Le parole rarefatte del partigiano si tramutano quasi in versi, e tradiscono una profondità che è prossima alla disperazione: «Da sette giorni sono senza cibo e acqua. / Mi metto del fango in bocca per attenuare la sete. Non serve a nulla. / Le mie forze mi stanno inesorabilmente abbandonando. / Se avessi un po’ d’acqua riuscirei a masticare le lenticchie crude. Ma ora mi esce schiuma dalla bocca. / Che mi sia preso la rabbia?».

Le condizioni in cui vive Kanellopoulos sono ai limiti della sopportazione («Il buco in cui mi trovo è a cinque metri sotto terra. / Un’umidità terribile, un freddo incredibile e pensieri da pazzo»), ma il partigiano trova la forza e il coraggio per resistere, per andare avanti, per fuggire da una tana che si sta trasformando in una prigione. E allora, allo stremo delle forze, in cerca di acqua, raggiunge una fonte: «la bella e indimenticabile acqua di Avlós mi ha ridato le forze e il coraggio di continuare il mio cammino, barcollando».

I pochi attimi di sollievo, che pure donano a queste pagine un’incredibile umanità, si offuscano al pensiero, non più del nemico, ma del tradimento.

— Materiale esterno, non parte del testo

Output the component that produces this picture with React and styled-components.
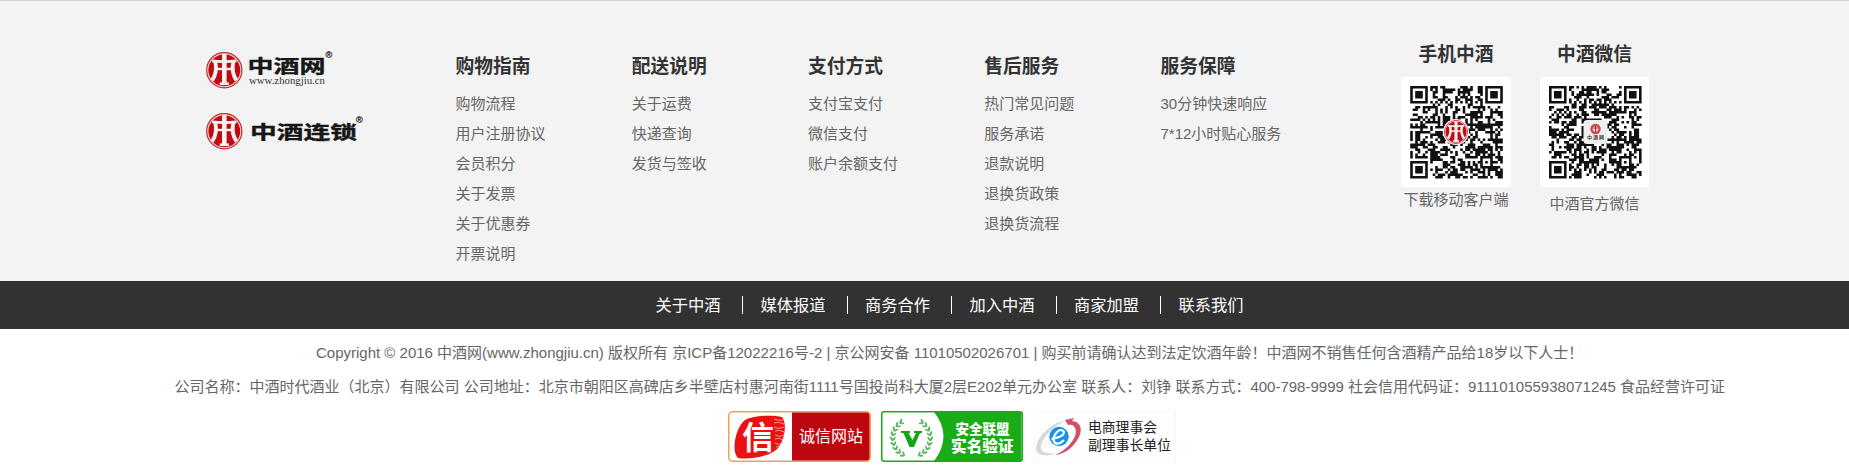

Emerge, infatti, tra le considerazioni di Kanellopoulos, il sospetto che uno dei due compagni con cui condivide i vari rifugi lo stia per denunciare ai militari.

Quando questi si assenta, i presagi di morte si fanno più concreti («Non oso scrivere quel che penso»). Nel giorno del suo compleanno, Kanellopoulos ha la forza di mettere nero su bianco la propria profezia: «compio 41 anni. / Il che mi commuove, ma al tempo stesso ho il terrore che questa ricorrenza significhi anche la mia fine». La fine arriverà, ma a ricostruirla non può che essere l’immaginazione. Il diario potente di questo partigiano nato il primo maggio, non si conclude: lascia aperto il finale. Ma è un finale che la storia ha poi dovuto scrivere.